# Too far?



## SquarePeg (Sep 8, 2019)

Did I take this a bit too far? 




Storm clouds rolling in at sunset by SharonCat..., on Flickr


----------



## SquarePeg (Sep 8, 2019)

Not sure why it’s not showing up!  It worked in preview.  Here’s a smaller version.




Storm clouds rolling in at sunset by SharonCat..., on Flickr


----------



## danbob6 (Sep 8, 2019)

Not at all.  I'd call it 'purple sunset.'


----------



## Jeff15 (Sep 8, 2019)

Nice sky and reflection...........


----------



## SquarePeg (Sep 8, 2019)

danbob6 said:


> Not at all.  I'd call it 'purple sunset.'



On Instagram I called it “Underneath the purple rain”.  



Jeff15 said:


> Nice sky and reflection...........



Thanks.


----------



## Winona (Sep 8, 2019)

I like it!


----------



## N.V.M. (Sep 8, 2019)

you use Instagram as your photo editing software?


----------



## vintagesnaps (Sep 8, 2019)

I found I was noticing the oversaturated color more than the picture and the scenery.


----------



## Peeb (Sep 8, 2019)

A bit far for my taste, but great composition- as always.


----------



## SquarePeg (Sep 8, 2019)

N.V.M. said:


> you use Instagram as your photo editing software?



 Very helpful.  Thanks for your contribution to the thread.  Bless your heart.  



Peeb said:


> A bit far for my taste, but great composition- as always.



Yeah it is a bit much but hey...  Realism is over rated!


----------



## weepete (Sep 9, 2019)

Yeah, a we bit too far for me too. I think there's a bit too much contrast and you've lost some of the semi opaque luminocity in the sky. How did you edit it?

I've been using luminocity masking in photoshop recently and I think that if you split this into two layers you could get a better result. I've also been colour grading with the calibration and hue panel in lightroom.


----------



## K9Kirk (Sep 9, 2019)

You may've taken it a bit "too far", depending on what you were shooting for or who you were trying to please but I've seen so many pictures presented on here that went too far but received praise.  This confuses me. I bring this thought with me every time I come in here.

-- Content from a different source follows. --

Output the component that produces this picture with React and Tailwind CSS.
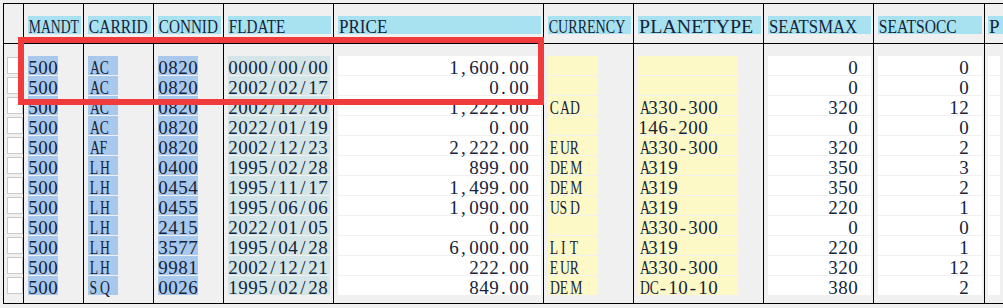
import React from 'react';

const rows = [
  ['500', 'AC', '0820', '0000/00/00', '1,600.00', '', '', '0', '0'],
  ['500', 'AC', '0820', '2002/02/17', '0.00', '', '', '0', '0'],
  ['500', 'AC', '0820', '2002/12/20', '1,222.00', 'CAD', 'A330-300', '320', '12'],
  ['500', 'AC', '0820', '2022/01/19', '0.00', '', '146-200', '0', '0'],
  ['500', 'AF', '0820', '2002/12/23', '2,222.00', 'EUR', 'A330-300', '320', '2'],
  ['500', 'LH', '0400', '1995/02/28', '899.00', 'DEM', 'A319', '350', '3'],
  ['500', 'LH', '0454', '1995/11/17', '1,499.00', 'DEM', 'A319', '350', '2'],
  ['500', 'LH', '0455', '1995/06/06', '1,090.00', 'USD', 'A319', '220', '1'],
  ['500', 'LH', '2415', '2022/01/05', '0.00', '', 'A330-300', '0', '0'],
  ['500', 'LH', '3577', '1995/04/28', '6,000.00', 'LIT', 'A319', '220', '1'],
  ['500', 'LH', '9981', '2002/12/21', '222.00', 'EUR', 'A330-300', '320', '12'],
  ['500', 'SQ', '0026', '1995/02/28', '849.00', 'DEM', 'DC-10-10', '380', '2'],
];

// column width includes its left border line
const columns = [
  { label: 'MANDT', width: 'w-[60px]', squeeze: 'scale-x-[0.72]', cell: 'w-[30px] bg-[#a8c8ec]' },
  { label: 'CARRID', width: 'w-[70px]', squeeze: 'scale-x-[0.82]', cell: 'w-[30px] bg-[#a8c8ec]' },
  { label: 'CONNID', width: 'w-[70px]', squeeze: 'scale-x-[0.8]', cell: 'w-[40px] bg-[#a8c8ec]' },
  { label: 'FLDATE', width: 'w-[110px]', squeeze: 'scale-x-[0.8]', cell: 'w-[102px] bg-[#d3e5e7]' },
  { label: 'PRICE', width: 'w-[210px]', squeeze: 'scale-x-[0.9]', cell: 'w-full bg-white justify-end pr-[12px]' },
  { label: 'CURRENCY', width: 'w-[90px]', squeeze: 'scale-x-[0.74]', cell: 'w-[50px] bg-[#fdf9c6]' },
  { label: 'PLANETYPE', width: 'w-[130px]', squeeze: 'scale-x-[1.05]', cell: 'w-[100px] bg-[#fdf9c6]' },
  { label: 'SEATSMAX', width: 'w-[110px]', squeeze: 'scale-x-[0.88]', cell: 'w-full bg-white justify-end pr-[13px]' },
  { label: 'SEATSOCC', width: 'w-[111px]', squeeze: 'scale-x-[0.82]', cell: 'w-full bg-white justify-end pr-[13px]' },
];

// SAP list font: every character sits in a 10px slot
const Mono = ({ text }) =>
  [...text].map((ch, i) => {
    if (ch === ',' || ch === '.') {
      return (
        <span key={i} className="inline-block w-[10px] pl-[2px] text-left">
          {ch}
        </span>
      );
    }
    return (
      <span key={i} className="inline-block w-[10px] text-center">
        {/[A-Z]/.test(ch) ? <span className="inline-block scale-x-[0.72]">{ch}</span> : ch}
      </span>
    );
  });

const HeaderLabel = ({ text, squeeze }) => (
  <div className="h-[18px] bg-[#a8e2f0] whitespace-nowrap">
    <span className={`inline-block origin-left ${squeeze} text-[19px] leading-[18px] pl-[1px]`}>{text}</span>
  </div>
);

const App = () => {
  return (
    <div className="w-[1003px] h-[308px] bg-[#f0f0f0] relative overflow-hidden pl-[3px] pt-[3px] text-[#15243a] font-['Liberation_Serif',serif]">
      <div className="flex border-t border-b border-black">
        {/* selection column */}
        <div className="w-[20px] flex flex-col border-l border-black">
          <div className="h-[40px] border-b border-black" />
          <div className="h-[259px] pt-[12px] pl-[3px]">
            {rows.map((r, i) => (
              <div key={i} className="h-[20px] pt-[1px]">
                <div className="w-[16px] h-[17px] bg-white border border-[#c9c9c9]" />
              </div>
            ))}
          </div>
        </div>

        {columns.map((col, c) => (
          <div key={col.label} className={`${col.width} flex flex-col border-l border-black`}>
            <div className="h-[40px] border-b border-black pt-[12px] pl-[4px] pr-[2px]">
              <HeaderLabel text={col.label} squeeze={col.squeeze} />
            </div>
            <div className="h-[259px] pt-[12px] pl-[4px] pr-[2px]">
              {rows.map((r, i) => (
                <div key={i} className="h-[20px]">
                  <div className={`${col.cell} h-[19px] flex whitespace-nowrap text-[19px] leading-[23px]`}>
                    <Mono text={r[c]} />
                  </div>
                </div>
              ))}
            </div>
          </div>
        ))}

        {/* cut-off column at the right edge */}
        <div className="flex-1 flex flex-col border-l border-black">
          <div className="h-[40px] border-b border-black pt-[12px] pl-[3px]">
            <HeaderLabel text="P" squeeze="scale-x-100" />
          </div>
          <div className="h-[259px] pt-[12px] pl-[3px] pr-[3px]">
            {rows.map((r, i) => (
              <div key={i} className="h-[20px]">
                <div className="w-full h-[19px] bg-white" />
              </div>
            ))}
          </div>
        </div>
      </div>

      {/* red highlight frame */}
      <div className="absolute left-[18px] top-[37px] w-[526px] h-[68px] border-[6px] border-[#ef3b3b]" />
    </div>
  );
};

export default App;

I personally think it looks good if you like a picture that leans a little toward fantasy and I do but the purist in me screams out. It's an eternal, internal battle I struggle with.


----------



## SquarePeg (Sep 9, 2019)

weepete said:


> Yeah, a we bit too far for me too. I think there's a bit too much contrast and you've lost some of the semi opaque luminocity in the sky. How did you edit it?
> 
> I've been using luminocity masking in photoshop recently and I think that if you split this into two layers you could get a better result. I've also been colour grading with the calibration and hue panel in lightroom.

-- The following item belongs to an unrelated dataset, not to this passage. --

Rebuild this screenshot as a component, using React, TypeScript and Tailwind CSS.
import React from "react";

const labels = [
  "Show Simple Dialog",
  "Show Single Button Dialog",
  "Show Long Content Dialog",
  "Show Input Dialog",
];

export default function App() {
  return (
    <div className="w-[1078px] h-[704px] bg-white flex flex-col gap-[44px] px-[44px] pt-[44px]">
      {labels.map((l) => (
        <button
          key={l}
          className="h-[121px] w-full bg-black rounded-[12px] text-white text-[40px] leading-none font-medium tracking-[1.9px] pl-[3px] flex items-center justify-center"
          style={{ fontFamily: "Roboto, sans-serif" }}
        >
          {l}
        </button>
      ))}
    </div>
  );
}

Thanks for your comments.  I don’t do a ton of editing so not sure I exactly understand your comments but will investigate and try to learn something.  This was a jpeg that I took with my fixed lens af10 and edited on my iPad.  I used a preset in Snapseed then messed around with the adjustment sliders.  It’s a bit too hdr-ish even for me but I couldn’t seem to tone that part down without the grass in the foreground and the trees in the distance becoming blobs of shadow.  After looking at it and messing around with it for so long I wanted other opinions.  Thanks again for the input.  



K9Kirk said:


> You may've taken it a bit "too far" but I've seen so many pictures presented on here that went too far but received praise. I bring this thought with me every time I come in here.



Yes I agree and that is partly why I posted it.  Sometimes I think “too far” and everyone else is nominating for potm or gushing and I wonder if I’m just the odd man out.  I guess if I’m questioning whether I’ve gone too far then I have my own answer.


----------



## smoke665 (Sep 9, 2019)

Have you gone to far or not far enough? You have a wonderful shot full of vibrant colors, that when pulled into Lr is just over a full stop underexposed. If that was the intent then I apologize up front, but to me, it seems a tragic waste to not reveal the true beauty of your scene, but then again I'm an admitted color junkie. Anyhow with a one stop bump in exposure, and a few other quick adjustments, another take on your shot.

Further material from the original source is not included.